EXERCISE OBJECTIVE:
The lines from the top of the material through the line with "64, 64, 288];" are to be set down exactly. Leave the pictures out.
+++
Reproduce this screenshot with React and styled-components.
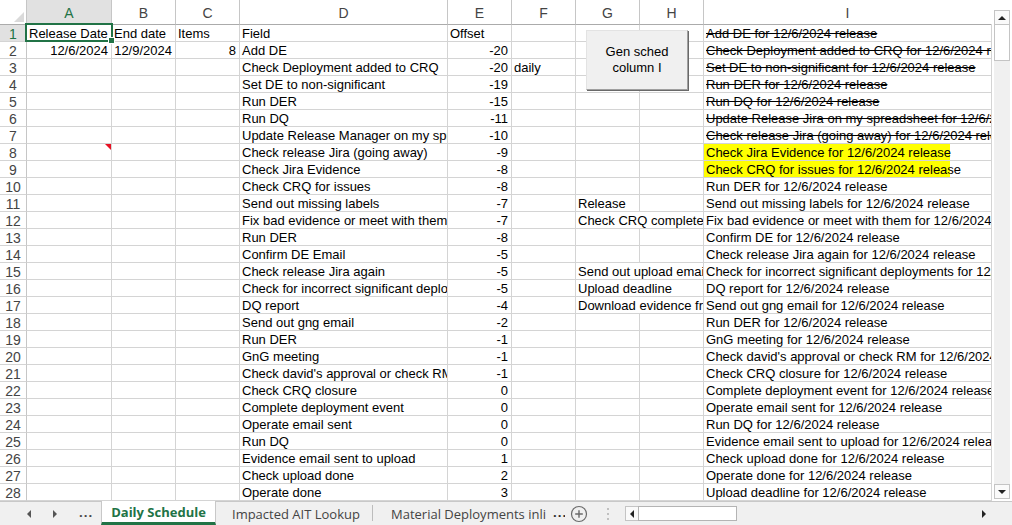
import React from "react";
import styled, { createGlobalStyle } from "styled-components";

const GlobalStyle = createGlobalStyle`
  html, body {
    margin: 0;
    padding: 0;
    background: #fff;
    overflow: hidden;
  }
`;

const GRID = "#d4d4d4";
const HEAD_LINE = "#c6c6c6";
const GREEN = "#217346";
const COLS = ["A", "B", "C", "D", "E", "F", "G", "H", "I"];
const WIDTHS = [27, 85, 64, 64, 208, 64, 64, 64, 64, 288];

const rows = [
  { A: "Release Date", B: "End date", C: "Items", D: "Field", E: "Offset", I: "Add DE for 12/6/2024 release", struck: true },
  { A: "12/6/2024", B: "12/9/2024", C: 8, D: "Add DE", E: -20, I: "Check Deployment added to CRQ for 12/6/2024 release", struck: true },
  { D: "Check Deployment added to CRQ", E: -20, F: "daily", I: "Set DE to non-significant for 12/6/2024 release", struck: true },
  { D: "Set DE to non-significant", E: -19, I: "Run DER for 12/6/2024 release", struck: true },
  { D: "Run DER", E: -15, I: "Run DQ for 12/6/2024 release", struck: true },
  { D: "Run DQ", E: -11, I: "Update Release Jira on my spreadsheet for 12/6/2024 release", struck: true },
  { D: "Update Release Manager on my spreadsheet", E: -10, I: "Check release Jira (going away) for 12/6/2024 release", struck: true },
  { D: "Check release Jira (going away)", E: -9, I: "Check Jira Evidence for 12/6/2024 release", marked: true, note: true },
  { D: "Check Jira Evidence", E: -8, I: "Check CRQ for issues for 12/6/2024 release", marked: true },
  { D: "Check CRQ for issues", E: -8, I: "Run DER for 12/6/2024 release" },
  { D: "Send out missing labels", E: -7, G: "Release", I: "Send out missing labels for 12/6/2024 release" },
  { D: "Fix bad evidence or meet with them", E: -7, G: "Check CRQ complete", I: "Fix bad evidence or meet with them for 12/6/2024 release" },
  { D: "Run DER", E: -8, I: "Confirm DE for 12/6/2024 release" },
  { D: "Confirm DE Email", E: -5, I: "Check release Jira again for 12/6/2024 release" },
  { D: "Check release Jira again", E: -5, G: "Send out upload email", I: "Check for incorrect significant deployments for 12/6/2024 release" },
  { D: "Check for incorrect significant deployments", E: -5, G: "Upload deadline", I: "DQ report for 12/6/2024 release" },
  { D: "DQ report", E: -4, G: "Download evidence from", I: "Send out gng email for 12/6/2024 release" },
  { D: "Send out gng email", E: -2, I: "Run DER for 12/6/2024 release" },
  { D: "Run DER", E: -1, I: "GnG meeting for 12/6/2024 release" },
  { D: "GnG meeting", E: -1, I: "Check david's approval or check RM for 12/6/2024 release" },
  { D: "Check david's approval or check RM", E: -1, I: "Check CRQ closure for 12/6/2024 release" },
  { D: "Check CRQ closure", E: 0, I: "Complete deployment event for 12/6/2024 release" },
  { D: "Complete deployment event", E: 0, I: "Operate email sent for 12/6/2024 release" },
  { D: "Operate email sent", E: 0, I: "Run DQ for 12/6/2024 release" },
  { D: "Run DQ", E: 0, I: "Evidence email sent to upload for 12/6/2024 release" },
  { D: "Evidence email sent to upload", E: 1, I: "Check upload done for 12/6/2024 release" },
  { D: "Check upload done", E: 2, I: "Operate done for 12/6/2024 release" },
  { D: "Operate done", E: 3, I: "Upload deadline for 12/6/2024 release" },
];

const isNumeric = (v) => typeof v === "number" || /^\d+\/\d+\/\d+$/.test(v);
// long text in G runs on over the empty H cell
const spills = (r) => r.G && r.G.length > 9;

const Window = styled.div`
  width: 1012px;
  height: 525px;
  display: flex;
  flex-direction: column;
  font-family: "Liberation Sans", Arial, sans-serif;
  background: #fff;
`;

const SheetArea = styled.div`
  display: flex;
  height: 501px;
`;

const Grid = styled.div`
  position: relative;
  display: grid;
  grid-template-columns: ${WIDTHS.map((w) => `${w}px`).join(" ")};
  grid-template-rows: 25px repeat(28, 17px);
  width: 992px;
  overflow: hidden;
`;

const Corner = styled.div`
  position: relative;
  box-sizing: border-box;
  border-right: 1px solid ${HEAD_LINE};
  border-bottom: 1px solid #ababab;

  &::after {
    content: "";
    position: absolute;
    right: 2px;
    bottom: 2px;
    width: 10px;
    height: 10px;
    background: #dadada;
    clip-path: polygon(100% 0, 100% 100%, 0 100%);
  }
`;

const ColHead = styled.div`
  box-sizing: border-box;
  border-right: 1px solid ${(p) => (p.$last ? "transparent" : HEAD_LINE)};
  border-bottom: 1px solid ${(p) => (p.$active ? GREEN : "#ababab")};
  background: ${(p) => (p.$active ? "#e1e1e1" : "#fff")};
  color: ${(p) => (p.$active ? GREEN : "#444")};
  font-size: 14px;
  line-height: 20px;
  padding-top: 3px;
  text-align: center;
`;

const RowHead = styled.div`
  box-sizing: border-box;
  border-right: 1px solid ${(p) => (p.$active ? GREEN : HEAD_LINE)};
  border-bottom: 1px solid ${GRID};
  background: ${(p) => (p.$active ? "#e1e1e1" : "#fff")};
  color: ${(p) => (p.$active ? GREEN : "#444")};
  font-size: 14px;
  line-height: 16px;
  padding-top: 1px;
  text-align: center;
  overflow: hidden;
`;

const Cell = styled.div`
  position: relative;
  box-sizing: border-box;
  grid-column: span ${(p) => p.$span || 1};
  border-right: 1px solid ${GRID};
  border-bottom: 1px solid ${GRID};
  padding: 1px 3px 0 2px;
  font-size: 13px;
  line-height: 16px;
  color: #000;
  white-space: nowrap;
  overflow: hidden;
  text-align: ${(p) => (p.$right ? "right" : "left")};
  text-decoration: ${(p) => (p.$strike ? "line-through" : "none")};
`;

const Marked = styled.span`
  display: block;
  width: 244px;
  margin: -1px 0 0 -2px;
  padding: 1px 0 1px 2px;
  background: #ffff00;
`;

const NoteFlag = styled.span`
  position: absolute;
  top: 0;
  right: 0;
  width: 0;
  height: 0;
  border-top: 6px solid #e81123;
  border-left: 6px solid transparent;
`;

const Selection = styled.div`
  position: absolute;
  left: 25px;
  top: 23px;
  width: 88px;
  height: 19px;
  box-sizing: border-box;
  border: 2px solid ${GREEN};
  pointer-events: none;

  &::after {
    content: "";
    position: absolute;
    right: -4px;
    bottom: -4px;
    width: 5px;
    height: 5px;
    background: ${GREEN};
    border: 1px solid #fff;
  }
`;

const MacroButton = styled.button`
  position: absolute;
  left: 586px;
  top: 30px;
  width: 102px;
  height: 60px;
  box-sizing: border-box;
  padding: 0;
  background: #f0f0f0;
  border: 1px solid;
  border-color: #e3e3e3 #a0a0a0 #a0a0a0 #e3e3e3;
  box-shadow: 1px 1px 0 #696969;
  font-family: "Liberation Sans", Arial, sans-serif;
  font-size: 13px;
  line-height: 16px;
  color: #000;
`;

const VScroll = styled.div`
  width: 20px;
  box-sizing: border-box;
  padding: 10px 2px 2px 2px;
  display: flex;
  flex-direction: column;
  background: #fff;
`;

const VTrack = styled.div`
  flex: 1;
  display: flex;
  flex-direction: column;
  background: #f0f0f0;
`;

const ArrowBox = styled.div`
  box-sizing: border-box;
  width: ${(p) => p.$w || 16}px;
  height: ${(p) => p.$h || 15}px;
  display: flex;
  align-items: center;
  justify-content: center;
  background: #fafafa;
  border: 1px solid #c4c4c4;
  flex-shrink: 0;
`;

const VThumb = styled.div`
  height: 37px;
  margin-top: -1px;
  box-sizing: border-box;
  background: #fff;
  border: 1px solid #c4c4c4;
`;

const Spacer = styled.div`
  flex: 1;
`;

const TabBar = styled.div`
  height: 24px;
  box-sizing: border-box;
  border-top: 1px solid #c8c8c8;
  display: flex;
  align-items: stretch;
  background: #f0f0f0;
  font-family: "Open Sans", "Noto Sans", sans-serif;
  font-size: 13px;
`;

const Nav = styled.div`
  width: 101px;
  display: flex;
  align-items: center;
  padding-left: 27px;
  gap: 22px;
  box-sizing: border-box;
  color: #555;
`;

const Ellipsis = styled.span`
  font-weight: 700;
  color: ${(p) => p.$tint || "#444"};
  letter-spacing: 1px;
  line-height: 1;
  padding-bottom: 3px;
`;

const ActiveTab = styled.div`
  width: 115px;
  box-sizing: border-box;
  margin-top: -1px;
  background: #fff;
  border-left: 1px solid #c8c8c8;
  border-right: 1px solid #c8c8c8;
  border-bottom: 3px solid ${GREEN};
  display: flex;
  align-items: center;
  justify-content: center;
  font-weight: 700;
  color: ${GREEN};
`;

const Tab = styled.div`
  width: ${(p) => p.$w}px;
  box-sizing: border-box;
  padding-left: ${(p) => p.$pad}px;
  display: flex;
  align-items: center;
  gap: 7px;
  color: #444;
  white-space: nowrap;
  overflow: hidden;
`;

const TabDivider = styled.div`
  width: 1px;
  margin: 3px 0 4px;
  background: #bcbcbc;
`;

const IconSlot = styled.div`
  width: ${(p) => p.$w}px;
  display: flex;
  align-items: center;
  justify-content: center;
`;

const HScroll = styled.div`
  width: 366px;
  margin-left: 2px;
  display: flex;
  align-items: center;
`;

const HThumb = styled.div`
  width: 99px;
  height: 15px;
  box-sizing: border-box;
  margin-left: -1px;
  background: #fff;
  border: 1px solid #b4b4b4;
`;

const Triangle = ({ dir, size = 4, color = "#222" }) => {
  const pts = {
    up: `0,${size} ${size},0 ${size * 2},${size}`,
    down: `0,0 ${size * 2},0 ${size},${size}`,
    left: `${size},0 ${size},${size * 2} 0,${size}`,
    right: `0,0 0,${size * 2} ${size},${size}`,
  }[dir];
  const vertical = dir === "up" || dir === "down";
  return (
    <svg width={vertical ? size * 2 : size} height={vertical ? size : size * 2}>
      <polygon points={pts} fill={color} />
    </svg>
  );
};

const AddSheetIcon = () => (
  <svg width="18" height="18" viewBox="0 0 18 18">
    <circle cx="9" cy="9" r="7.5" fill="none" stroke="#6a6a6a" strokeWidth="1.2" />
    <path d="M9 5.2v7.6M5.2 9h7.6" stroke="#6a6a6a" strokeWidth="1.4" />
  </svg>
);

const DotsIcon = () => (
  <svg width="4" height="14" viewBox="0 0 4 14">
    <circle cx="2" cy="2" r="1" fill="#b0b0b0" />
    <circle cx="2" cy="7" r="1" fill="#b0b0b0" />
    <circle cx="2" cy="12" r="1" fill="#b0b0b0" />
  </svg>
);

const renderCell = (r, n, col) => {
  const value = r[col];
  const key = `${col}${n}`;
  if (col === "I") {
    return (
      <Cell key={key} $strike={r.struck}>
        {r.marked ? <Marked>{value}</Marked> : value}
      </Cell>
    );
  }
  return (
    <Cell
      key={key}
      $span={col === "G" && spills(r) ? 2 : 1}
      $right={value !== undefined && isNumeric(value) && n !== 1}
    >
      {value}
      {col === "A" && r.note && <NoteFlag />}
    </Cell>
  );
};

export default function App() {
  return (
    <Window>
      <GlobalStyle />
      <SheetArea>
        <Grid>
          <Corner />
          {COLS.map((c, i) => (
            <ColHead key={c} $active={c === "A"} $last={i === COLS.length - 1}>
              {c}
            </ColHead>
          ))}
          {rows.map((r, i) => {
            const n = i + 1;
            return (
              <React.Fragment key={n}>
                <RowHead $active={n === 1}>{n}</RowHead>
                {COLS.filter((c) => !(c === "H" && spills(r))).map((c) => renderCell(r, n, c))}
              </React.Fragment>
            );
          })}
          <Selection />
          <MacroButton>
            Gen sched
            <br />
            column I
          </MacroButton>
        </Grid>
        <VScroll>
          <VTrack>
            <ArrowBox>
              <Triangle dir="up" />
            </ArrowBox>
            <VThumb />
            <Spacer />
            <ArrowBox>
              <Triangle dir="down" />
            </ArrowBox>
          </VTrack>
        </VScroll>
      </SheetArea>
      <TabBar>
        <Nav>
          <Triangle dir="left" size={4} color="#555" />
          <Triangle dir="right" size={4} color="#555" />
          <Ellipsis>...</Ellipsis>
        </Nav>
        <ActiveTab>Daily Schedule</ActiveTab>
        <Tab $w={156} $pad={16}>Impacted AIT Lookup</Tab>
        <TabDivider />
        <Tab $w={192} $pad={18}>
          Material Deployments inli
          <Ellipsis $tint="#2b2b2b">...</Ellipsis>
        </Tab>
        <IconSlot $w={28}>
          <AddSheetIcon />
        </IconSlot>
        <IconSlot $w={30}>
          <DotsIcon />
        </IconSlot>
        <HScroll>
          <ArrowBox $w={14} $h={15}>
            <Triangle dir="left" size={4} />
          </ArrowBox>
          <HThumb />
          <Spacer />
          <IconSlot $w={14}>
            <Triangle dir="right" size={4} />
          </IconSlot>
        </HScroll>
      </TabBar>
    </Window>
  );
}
+++
WORKED ANSWER:
Reproduce this screenshot with React and styled-components.
import React from "react";
import styled, { createGlobalStyle } from "styled-components";

const GlobalStyle = createGlobalStyle`
  html, body {
    margin: 0;
    padding: 0;
    background: #fff;
    overflow: hidden;
  }
`;

const GRID = "#d4d4d4";
const HEAD_LINE = "#c6c6c6";
const GREEN = "#217346";
const COLS = ["A", "B", "C", "D", "E", "F", "G", "H", "I"];
const WIDTHS = [27, 85, 64, 64, 208, 64, 64, 64, 64, 288];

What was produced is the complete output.